» **PROMPT**: Look through the material and tally each line bearing the word "this". Give only the total.
[START OF DATASET ROWS]
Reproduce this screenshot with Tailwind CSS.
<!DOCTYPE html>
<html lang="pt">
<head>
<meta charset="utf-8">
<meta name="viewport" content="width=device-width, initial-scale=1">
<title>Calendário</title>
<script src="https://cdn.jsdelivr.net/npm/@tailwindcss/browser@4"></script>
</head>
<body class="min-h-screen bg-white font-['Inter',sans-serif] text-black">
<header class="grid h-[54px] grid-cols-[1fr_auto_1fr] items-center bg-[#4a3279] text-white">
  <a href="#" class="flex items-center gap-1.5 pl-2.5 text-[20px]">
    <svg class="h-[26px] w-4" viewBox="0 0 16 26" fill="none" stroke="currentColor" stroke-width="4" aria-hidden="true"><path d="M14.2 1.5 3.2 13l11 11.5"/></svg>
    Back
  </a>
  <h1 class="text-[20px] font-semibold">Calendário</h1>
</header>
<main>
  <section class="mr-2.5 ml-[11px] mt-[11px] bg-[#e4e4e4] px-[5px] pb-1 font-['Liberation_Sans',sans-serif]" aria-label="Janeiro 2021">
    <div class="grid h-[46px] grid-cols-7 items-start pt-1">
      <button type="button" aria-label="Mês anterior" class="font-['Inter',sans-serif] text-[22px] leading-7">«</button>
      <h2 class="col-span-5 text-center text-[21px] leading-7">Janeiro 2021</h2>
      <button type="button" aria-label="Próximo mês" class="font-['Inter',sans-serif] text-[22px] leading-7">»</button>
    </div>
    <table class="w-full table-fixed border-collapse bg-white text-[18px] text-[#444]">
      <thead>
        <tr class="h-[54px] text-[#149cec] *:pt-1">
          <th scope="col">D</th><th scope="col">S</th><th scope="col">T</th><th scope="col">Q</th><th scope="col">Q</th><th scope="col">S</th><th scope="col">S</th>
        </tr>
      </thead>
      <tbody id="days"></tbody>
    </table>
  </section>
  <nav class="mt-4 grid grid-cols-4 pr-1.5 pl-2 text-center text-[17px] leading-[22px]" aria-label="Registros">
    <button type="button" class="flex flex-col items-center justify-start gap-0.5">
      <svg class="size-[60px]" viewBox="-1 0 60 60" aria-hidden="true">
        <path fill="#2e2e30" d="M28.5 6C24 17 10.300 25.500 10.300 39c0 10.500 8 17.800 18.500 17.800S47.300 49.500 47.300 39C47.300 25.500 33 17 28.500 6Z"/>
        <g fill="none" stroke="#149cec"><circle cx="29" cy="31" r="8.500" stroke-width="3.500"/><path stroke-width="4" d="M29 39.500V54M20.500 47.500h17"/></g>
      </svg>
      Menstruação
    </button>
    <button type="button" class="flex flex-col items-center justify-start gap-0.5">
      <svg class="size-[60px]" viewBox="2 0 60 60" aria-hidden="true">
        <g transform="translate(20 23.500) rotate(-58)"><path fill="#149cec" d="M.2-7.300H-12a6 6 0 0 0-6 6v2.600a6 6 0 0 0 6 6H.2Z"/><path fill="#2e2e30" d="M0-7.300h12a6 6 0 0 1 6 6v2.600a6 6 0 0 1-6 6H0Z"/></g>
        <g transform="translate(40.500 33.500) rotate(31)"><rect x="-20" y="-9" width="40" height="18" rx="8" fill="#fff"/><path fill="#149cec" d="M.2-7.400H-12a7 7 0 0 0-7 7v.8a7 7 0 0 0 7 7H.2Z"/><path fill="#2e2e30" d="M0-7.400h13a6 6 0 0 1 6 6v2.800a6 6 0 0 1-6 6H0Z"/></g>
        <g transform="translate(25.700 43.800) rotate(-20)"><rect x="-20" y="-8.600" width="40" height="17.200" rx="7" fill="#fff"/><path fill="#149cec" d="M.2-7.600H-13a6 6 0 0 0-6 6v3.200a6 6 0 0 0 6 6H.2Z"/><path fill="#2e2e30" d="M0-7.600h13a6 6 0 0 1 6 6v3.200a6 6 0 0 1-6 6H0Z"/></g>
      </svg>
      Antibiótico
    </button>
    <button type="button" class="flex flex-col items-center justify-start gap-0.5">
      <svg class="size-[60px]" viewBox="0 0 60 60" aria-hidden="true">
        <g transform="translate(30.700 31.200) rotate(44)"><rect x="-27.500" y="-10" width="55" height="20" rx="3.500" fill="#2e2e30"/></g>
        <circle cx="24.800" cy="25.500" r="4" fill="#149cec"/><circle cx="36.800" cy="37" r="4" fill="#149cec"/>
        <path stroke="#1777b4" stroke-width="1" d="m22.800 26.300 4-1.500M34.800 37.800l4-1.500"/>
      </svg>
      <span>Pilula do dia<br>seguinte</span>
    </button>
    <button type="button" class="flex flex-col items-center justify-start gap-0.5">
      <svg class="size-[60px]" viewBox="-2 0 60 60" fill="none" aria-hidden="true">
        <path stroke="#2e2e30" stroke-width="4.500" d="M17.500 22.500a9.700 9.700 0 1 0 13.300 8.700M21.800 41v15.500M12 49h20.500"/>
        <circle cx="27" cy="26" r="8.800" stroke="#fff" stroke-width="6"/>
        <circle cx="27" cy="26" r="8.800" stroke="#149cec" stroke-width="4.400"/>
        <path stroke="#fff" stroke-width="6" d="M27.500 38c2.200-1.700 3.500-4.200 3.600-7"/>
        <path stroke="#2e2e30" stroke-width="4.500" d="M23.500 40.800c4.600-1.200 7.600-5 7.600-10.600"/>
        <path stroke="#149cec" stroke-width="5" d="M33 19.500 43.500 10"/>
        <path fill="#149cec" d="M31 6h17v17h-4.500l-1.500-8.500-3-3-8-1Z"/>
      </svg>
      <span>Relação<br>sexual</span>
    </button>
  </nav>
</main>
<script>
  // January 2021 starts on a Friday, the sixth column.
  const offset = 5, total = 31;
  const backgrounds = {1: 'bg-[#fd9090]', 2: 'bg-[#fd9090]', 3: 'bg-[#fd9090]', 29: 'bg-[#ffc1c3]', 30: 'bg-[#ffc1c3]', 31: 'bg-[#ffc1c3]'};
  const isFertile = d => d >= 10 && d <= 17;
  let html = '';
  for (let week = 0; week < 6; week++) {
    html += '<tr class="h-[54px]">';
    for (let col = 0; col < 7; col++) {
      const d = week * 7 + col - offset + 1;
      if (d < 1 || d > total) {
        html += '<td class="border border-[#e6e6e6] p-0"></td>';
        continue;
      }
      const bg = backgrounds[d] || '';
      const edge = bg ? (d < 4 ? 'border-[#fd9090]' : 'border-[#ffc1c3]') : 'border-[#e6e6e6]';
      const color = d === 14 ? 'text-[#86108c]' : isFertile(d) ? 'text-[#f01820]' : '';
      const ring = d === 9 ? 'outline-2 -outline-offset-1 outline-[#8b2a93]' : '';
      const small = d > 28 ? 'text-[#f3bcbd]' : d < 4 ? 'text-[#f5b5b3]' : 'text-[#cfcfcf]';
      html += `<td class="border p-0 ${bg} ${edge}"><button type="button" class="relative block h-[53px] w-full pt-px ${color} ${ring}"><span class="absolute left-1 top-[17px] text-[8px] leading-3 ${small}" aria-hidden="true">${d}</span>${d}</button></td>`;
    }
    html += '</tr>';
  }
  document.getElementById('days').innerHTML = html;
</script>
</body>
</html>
[END OF DATASET ROWS]
[START OF DATASET ROWS]
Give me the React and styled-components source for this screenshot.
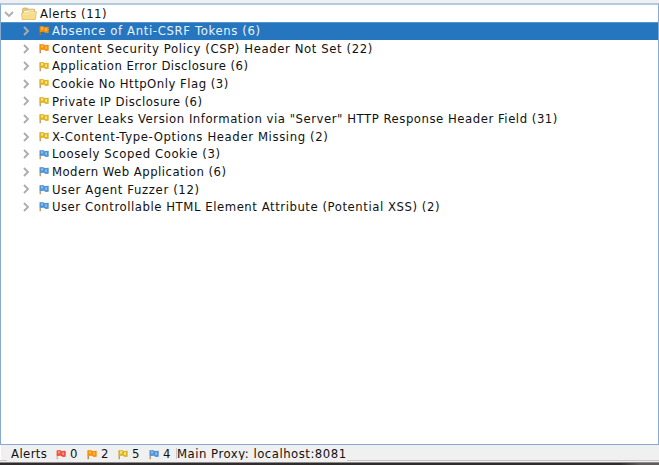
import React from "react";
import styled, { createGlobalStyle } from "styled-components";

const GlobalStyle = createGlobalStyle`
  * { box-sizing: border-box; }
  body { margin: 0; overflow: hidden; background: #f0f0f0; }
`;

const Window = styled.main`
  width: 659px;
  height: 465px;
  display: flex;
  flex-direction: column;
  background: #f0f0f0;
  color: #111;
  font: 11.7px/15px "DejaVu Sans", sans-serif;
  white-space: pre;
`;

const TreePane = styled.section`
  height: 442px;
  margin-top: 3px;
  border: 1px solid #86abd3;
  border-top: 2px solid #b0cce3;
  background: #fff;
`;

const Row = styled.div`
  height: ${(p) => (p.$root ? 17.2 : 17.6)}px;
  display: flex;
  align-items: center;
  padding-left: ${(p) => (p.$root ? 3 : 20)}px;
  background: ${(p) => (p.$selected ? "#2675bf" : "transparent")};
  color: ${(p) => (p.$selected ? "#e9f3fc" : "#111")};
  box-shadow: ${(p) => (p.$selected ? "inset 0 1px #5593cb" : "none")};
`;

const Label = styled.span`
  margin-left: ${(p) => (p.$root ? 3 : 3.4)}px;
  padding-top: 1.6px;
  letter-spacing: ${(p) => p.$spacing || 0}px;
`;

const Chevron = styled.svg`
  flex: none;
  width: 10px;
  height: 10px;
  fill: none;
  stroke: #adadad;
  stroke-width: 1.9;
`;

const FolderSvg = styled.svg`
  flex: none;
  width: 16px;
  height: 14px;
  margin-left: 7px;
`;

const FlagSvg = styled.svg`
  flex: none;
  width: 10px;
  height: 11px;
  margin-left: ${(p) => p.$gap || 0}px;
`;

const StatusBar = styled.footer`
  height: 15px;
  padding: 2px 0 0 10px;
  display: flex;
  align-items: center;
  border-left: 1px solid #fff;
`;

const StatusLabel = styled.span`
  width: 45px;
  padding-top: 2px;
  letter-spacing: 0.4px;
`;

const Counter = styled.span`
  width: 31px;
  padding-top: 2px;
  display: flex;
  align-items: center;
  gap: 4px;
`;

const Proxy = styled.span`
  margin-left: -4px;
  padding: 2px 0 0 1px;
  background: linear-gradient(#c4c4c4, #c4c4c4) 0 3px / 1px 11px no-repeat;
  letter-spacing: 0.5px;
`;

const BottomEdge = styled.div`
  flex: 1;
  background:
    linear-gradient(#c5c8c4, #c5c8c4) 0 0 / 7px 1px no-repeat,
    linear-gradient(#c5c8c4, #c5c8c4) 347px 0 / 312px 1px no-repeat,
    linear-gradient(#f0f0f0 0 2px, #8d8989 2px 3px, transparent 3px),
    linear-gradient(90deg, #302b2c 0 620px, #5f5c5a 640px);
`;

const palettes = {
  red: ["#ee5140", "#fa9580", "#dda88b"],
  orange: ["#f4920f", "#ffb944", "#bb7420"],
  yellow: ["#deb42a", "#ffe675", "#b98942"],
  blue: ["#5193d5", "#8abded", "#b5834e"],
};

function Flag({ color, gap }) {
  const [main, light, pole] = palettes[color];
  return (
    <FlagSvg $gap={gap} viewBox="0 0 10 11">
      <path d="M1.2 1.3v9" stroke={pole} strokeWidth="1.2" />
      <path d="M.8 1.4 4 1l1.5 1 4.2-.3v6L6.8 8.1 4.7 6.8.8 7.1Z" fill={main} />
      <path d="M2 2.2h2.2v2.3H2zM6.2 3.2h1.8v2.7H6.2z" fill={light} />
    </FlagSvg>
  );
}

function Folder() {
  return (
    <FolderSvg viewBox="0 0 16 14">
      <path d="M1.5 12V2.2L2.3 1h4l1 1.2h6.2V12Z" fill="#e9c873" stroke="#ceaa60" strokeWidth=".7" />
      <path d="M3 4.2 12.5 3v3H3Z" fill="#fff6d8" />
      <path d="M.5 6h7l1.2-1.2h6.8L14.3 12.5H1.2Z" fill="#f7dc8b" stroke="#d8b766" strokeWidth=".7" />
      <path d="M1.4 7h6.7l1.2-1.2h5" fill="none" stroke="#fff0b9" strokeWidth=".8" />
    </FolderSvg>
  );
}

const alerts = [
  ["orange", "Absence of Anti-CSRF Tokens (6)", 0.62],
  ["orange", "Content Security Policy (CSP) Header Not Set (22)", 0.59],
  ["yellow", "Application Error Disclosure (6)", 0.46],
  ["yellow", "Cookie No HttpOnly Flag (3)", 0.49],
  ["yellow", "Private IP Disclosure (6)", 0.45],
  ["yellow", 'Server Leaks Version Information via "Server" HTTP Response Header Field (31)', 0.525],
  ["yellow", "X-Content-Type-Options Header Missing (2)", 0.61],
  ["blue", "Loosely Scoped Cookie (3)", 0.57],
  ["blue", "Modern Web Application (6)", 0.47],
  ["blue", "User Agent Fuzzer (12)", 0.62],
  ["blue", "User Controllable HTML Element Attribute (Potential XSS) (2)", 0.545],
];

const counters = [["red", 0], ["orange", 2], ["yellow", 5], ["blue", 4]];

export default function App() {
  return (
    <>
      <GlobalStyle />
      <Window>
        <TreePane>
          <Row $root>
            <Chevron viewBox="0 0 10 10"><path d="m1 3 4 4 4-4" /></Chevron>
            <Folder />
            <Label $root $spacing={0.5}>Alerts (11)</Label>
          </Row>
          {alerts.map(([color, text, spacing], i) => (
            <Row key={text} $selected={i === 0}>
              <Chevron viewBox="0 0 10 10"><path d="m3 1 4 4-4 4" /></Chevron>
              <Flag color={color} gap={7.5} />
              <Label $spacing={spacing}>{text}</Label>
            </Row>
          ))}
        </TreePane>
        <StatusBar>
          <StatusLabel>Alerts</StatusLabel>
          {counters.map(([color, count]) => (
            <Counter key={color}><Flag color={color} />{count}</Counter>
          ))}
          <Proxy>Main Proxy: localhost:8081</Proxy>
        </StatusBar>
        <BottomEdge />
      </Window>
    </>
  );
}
[END OF DATASET ROWS]
» **WRITTEN REPLY**: 2